Released in May 2021 by Ten Speed Press, Queer Love in Color features photographs and stories of couples and families across the United States, Canada, and South Africa. The collection offers an intimate look at what it means to live at the intersections of queer and POC identities today.


“I traveled tens of thousands of miles across the world to meet queer couples and families of color for this project,” writes Jordan in Queer Love In Color. “Their stories range widely, but one thing kept coming up. The feeling that on some level, finding love, felt impossible.”


Atlanta was one of several cities that Jordan visited, ultimately interviewing five local couples that made it into print. The Reckoning was able to connect with two of the couples. Jordan’s book opens with a somber reflection from Aimee, an Atlanta Black lesbian who appears with her wife Denecia, (Jordan’s couples are only identified by their first names in the book), in a moment that reinforces the need for Queer Love in Color to exist.
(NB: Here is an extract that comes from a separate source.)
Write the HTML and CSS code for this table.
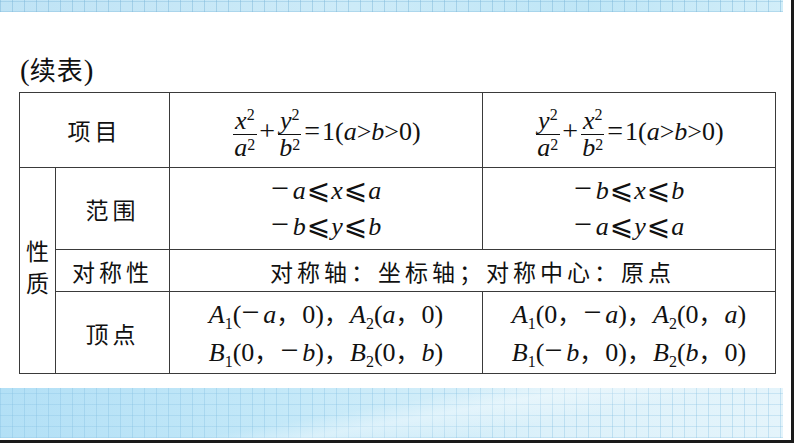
FILE: index.html
```html
<!DOCTYPE html>
<html lang="zh">
<head>
<meta charset="utf-8">
<link rel="stylesheet" href="styles.css">
</head>
<body>
<div class="page">
  <div class="band-top"></div>
  <div class="content">
    <div class="caption"><span class="paren">(</span>续表<span class="paren">)</span></div>
    <table class="tbl">
      <colgroup>
        <col class="c1"><col class="c2"><col class="c3"><col class="c4">
      </colgroup>
      <tr class="r-head">
        <td colspan="2" class="zh">项目</td>
        <td class="m head">
          <span class="frac"><span class="num"><i>x</i><sup>2</sup></span><span class="den"><i>a</i><sup>2</sup></span></span><span class="op">+</span><span class="frac"><span class="num"><i>y</i><sup>2</sup></span><span class="den"><i>b</i><sup>2</sup></span></span><span class="op eq">=</span>1(<i>a</i>&gt;<i>b</i>&gt;0)
        </td>
        <td class="m head">
          <span class="frac"><span class="num"><i>y</i><sup>2</sup></span><span class="den"><i>a</i><sup>2</sup></span></span><span class="op">+</span><span class="frac"><span class="num"><i>x</i><sup>2</sup></span><span class="den"><i>b</i><sup>2</sup></span></span><span class="op eq">=</span>1(<i>a</i>&gt;<i>b</i>&gt;0)
        </td>
      </tr>
      <tr class="r-range">
        <td rowspan="3" class="zh side">性<br>质</td>
        <td class="zh">范围</td>
        <td class="m lines"><div><span class="minus">−</span><i>a</i><span class="le">⩽</span><i>x</i><span class="le">⩽</span><i>a</i></div><div><span class="minus">−</span><i>b</i><span class="le">⩽</span><i>y</i><span class="le">⩽</span><i>b</i></div></td>
        <td class="m lines"><div><span class="minus">−</span><i>b</i><span class="le">⩽</span><i>x</i><span class="le">⩽</span><i>b</i></div><div><span class="minus">−</span><i>a</i><span class="le">⩽</span><i>y</i><span class="le">⩽</span><i>a</i></div></td>
      </tr>
      <tr class="r-sym">
        <td class="zh">对称性</td>
        <td colspan="2" class="zh">对称轴：坐标轴；对称中心：原点</td>
      </tr>
      <tr class="r-vert">
        <td class="zh">顶点</td>
        <td class="m lines"><div><i>A</i><sub>1</sub>(<span class="minus">−</span><i>a</i><span class="cm">，</span>0)<span class="cm">，</span><i>A</i><sub>2</sub>(<i>a</i><span class="cm">，</span>0)</div><div><i>B</i><sub>1</sub>(0<span class="cm">，</span><span class="minus">−</span><i>b</i>)<span class="cm">，</span><i>B</i><sub>2</sub>(0<span class="cm">，</span><i>b</i>)</div></td>
        <td class="m lines"><div><i>A</i><sub>1</sub>(0<span class="cm">，</span><span class="minus">−</span><i>a</i>)<span class="cm">，</span><i>A</i><sub>2</sub>(0<span class="cm">，</span><i>a</i>)</div><div><i>B</i><sub>1</sub>(<span class="minus">−</span><i>b</i><span class="cm">，</span>0)<span class="cm">，</span><i>B</i><sub>2</sub>(<i>b</i><span class="cm">，</span>0)</div></td>
      </tr>
    </table>
  </div>
  <div class="band-bottom"></div>
</div>
</body>
</html>
```

FILE: styles.css
```css
html, body {
  margin: 0;
  padding: 0;
  background: #ffffff;
}
.page {
  width: 794px;
  height: 443px;
  overflow: hidden;
  display: flex;
  flex-direction: column;
  box-sizing: border-box;
  border-right: 3px solid #1a1a1a;
  border-bottom: 3px solid #1a1a1a;
}
.band-top {
  height: 12px;
  flex: none;
  margin-right: 8px;
  background:
    repeating-linear-gradient(90deg, rgba(120,180,215,0.45) 0 1px, transparent 1px 12px),
    repeating-linear-gradient(0deg, rgba(120,180,215,0.35) 0 1px, transparent 1px 10px),
    linear-gradient(90deg, #bfe3f5 0%, #cdebf8 45%, #bfe6f6 75%, #d2eef9 100%);
}
.content {
  flex: 1;
  padding: 0 17px 0 19px;
}
.caption {
  margin-top: 41px;
  height: 39px;
  line-height: 32px;
  font-family: "Noto Sans CJK SC", sans-serif;
  font-size: 26px;
  color: #111;
  padding-left: 1px;
  letter-spacing: 1px;
}
.caption .paren {
  font-family: "Liberation Serif", serif;
  font-size: 29px;
  letter-spacing: 0;
}
.tbl {
  border-collapse: collapse;
  table-layout: fixed;
  width: 756px;
  color: #111;
}
.c1 { width: 36px; }
.c2 { width: 114px; }
.c3 { width: 313px; }
.c4 { width: 293px; }
.tbl td {
  border: 1px solid #3a3a3a;
  padding: 0;
  text-align: center;
  vertical-align: middle;
}
.zh {
  font-family: "Noto Sans CJK SC", sans-serif;
  font-size: 23px;
  letter-spacing: 4px;
  font-weight: 400;
}
.zh.side {
  line-height: 32px;
  letter-spacing: 0;
  padding-bottom: 10px;
}
.r-head { height: 75px; }
.r-range { height: 82px; }
.r-sym { height: 42px; }
.r-vert { height: 82px; }
.m {
  font-family: "Liberation Serif", "Times New Roman", serif;
  font-size: 26px;
  white-space: nowrap;
}
.m.head { padding-top: 8px; }
.m i {
  font-family: "Liberation Serif", serif;
  font-style: italic;
}
.lines {
  line-height: 36px;
  padding-top: 4px;
}
.frac {
  display: inline-flex;
  flex-direction: column;
  align-items: center;
  vertical-align: middle;
  line-height: 26px;
  margin: 0 1px;
}
.frac .num {
  border-bottom: 1px solid #111;
  padding: 0 2px;
}
.frac .den { padding: 0 2px; }
.frac sup {
  font-size: 16px;
  vertical-align: 9px;
  line-height: 0;
}
.frac .den sup { vertical-align: 6px; }
.op {
  font-size: 28px;
  padding: 0 1px;
}
.op.eq { padding: 0 2px 0 1px; }
sub {
  font-size: 16px;
  vertical-align: -6px;
  line-height: 0;
}
.minus {
  font-size: 32px;
  line-height: 0;
  padding: 0 4px 0 0;
}
.le {
  font-family: "DejaVu Serif", "DejaVu Sans", serif;
  font-size: 28px;
  line-height: 0;
  padding: 0 1px;
}
.cm {
  font-family: "Noto Sans CJK SC", sans-serif;
  font-size: 24px;
  padding-right: 2px;
}
.band-bottom {
  flex: none;
  height: 50px;
  margin-bottom: 2px;
  margin-right: 8px;
  background:
    linear-gradient(170deg, transparent 0 45%, rgba(255,255,255,0.35) 55%, transparent 70%),
    repeating-linear-gradient(90deg, rgba(130,190,225,0.35) 0 1px, transparent 1px 12px),
    repeating-linear-gradient(0deg, rgba(130,190,225,0.3) 0 1px, transparent 1px 11px),
    linear-gradient(90deg, #b3e0f6 0%, #c3e8f8 35%, #dcf1fa 70%, #e4f4fb 100%);
}
```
“I never saw Black queer people as objects of desire,” Aimee tells Jordan.


“I never thought that someone would want to love me or someone who looked like me. I thought for a very long time that my only hope in finding companionship was to convince a white person to love me,” she says.


Aimee’s reflection isn’t hyperbole. But one that is likely to resonate with many queer couples of color who are severely underrepresented in media compared to their white counterparts.


The visibility of queer people of color is especially important for queer youth, as Jordan notes in an interview with PBS News Hour.


“I don't think that I'm overstating it and saying that for a lot of people, particularly younger people, it can really be a matter of life or death,” says Jordan.


“In tying the stories in the book together, I learned just how common it was for the people in it to feel they'd grown up and never heard a positive thing about being a queer person of color or actively had people tell them that they had less value, their love would be impossible. And I think that there's such a radicalizing power of being able to say, look, there are people like you. They exist all over the world,” he says.